Problem >> Select every line below containing the word "page".

Dataset content >>

━━━━━━━━

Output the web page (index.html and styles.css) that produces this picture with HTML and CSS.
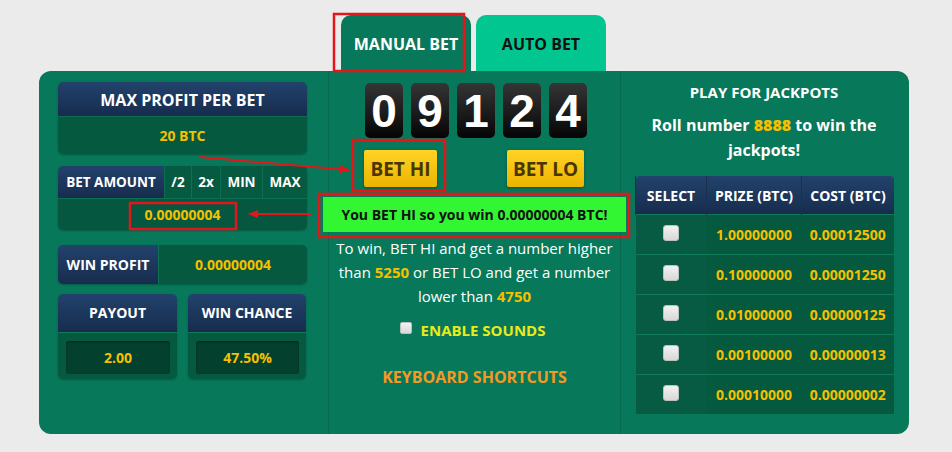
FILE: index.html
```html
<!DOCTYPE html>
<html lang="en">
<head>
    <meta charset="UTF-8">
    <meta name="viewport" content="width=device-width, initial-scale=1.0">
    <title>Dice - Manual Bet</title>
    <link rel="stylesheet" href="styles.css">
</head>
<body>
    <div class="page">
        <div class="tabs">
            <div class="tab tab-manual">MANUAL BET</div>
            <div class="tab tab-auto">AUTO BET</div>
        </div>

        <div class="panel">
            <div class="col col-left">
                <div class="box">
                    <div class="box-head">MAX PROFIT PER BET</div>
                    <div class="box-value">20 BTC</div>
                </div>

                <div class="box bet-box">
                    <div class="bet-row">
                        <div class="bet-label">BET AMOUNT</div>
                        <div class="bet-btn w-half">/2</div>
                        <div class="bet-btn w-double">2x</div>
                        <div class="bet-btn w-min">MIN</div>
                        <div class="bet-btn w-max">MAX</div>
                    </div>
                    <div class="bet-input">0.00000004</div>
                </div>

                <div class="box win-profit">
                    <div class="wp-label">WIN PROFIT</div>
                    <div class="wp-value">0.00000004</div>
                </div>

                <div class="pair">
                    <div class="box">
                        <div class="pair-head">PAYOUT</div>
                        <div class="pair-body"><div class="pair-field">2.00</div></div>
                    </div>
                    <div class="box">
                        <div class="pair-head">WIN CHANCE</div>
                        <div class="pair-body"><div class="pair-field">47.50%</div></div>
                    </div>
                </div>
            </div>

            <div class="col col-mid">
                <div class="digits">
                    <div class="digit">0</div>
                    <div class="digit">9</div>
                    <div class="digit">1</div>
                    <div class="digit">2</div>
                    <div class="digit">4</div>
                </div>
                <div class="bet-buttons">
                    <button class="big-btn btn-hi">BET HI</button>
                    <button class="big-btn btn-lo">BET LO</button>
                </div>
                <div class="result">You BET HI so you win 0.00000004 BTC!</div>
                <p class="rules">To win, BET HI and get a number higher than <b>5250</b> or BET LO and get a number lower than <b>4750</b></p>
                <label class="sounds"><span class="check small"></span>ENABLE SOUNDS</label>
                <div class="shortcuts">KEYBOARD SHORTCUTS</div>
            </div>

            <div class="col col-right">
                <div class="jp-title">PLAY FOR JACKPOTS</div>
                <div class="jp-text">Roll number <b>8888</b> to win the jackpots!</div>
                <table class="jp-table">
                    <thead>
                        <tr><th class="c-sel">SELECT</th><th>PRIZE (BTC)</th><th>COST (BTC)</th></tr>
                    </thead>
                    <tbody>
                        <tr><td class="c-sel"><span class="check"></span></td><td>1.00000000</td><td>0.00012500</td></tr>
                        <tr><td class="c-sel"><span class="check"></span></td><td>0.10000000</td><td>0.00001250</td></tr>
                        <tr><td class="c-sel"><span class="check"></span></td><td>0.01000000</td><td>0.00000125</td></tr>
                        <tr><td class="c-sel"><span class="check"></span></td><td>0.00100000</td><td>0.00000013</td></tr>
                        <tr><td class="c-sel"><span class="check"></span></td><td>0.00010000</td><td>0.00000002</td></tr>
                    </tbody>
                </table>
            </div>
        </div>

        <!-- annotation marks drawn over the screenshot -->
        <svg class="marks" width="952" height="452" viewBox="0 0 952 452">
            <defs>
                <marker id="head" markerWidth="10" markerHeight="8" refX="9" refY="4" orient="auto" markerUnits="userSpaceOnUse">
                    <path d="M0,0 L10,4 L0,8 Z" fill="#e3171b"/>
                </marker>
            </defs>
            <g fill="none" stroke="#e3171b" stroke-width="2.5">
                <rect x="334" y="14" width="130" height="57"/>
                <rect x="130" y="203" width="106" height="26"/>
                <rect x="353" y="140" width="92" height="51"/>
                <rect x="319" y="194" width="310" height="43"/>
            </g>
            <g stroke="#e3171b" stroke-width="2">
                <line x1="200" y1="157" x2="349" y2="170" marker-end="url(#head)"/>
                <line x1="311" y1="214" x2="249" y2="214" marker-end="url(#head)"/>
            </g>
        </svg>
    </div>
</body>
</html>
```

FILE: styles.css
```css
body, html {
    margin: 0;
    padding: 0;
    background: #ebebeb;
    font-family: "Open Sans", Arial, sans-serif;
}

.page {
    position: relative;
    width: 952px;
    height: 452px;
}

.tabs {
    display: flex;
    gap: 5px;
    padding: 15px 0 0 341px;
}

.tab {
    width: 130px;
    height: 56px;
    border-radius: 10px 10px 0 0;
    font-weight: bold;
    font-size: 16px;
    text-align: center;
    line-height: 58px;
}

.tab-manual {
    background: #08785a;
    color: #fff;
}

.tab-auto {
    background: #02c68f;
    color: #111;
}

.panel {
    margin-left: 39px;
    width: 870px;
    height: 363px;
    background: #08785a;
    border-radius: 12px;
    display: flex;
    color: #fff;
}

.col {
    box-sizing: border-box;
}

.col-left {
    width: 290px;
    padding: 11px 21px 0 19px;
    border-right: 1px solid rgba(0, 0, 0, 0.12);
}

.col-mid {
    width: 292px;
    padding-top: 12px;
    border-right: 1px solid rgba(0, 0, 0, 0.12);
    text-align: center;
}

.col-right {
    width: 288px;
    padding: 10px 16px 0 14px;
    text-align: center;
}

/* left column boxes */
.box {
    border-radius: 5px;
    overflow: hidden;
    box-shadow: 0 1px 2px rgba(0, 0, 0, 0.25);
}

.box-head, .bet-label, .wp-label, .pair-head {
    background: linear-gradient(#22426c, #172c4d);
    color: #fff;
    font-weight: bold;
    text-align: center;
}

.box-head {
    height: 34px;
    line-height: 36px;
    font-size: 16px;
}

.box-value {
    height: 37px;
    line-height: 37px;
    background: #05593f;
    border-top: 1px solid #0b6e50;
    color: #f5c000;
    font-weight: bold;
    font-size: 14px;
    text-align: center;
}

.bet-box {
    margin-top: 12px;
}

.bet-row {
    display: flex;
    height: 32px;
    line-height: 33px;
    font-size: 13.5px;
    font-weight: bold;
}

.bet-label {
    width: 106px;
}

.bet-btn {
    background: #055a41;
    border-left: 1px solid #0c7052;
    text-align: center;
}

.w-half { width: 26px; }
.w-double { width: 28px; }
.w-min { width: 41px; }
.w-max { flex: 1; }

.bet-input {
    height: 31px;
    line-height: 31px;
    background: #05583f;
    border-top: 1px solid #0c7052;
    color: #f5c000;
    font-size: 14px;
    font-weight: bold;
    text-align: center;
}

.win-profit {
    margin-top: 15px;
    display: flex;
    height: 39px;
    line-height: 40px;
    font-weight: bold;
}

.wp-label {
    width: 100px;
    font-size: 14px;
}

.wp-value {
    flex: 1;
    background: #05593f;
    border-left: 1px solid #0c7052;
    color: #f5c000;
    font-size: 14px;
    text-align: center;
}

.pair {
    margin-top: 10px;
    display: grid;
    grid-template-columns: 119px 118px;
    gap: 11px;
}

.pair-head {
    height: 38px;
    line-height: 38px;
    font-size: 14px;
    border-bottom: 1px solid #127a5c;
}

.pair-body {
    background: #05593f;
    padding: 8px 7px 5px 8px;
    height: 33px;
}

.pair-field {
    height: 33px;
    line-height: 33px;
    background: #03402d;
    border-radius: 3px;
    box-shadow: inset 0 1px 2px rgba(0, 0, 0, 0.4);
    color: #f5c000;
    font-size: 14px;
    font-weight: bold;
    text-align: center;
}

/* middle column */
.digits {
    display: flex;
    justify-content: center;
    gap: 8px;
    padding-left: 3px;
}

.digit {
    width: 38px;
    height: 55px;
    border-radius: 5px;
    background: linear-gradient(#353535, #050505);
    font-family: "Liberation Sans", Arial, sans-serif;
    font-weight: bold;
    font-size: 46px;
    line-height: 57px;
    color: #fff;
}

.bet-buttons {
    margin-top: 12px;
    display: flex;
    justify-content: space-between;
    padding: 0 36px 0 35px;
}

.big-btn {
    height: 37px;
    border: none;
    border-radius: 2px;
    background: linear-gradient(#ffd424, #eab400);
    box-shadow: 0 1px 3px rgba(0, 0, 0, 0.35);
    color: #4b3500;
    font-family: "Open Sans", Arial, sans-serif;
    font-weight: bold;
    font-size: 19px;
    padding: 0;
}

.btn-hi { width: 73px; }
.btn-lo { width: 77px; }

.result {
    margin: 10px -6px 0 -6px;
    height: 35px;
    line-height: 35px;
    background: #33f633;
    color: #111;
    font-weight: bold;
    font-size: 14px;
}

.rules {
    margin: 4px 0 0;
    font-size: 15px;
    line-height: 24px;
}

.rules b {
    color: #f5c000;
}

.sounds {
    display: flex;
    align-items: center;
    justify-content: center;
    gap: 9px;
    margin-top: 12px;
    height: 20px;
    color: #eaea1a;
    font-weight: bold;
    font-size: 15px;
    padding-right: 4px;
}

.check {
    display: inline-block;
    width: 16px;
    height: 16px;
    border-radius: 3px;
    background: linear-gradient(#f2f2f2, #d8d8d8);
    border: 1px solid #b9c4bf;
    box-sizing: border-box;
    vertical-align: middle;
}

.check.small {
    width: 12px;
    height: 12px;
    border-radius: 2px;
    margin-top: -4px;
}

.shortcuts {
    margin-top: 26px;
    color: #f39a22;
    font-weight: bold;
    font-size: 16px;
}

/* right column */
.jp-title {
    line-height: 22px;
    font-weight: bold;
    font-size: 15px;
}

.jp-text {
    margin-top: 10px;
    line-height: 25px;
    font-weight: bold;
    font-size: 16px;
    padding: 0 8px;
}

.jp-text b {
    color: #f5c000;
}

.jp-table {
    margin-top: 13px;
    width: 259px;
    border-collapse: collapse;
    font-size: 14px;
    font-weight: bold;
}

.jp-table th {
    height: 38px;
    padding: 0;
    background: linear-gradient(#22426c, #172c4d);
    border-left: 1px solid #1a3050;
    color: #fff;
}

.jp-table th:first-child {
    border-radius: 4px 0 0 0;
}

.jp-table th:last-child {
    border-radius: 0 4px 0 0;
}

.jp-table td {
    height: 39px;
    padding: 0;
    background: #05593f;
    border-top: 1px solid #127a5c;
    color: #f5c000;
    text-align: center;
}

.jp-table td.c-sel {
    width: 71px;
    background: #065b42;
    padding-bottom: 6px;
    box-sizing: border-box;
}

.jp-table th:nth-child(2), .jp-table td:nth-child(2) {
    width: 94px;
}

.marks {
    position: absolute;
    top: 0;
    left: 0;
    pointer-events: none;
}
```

━━━━━━━━

Answer for the task >>
Output the web page (index.html and styles.css) that produces this picture with HTML and CSS.
    <div class="page">
.page {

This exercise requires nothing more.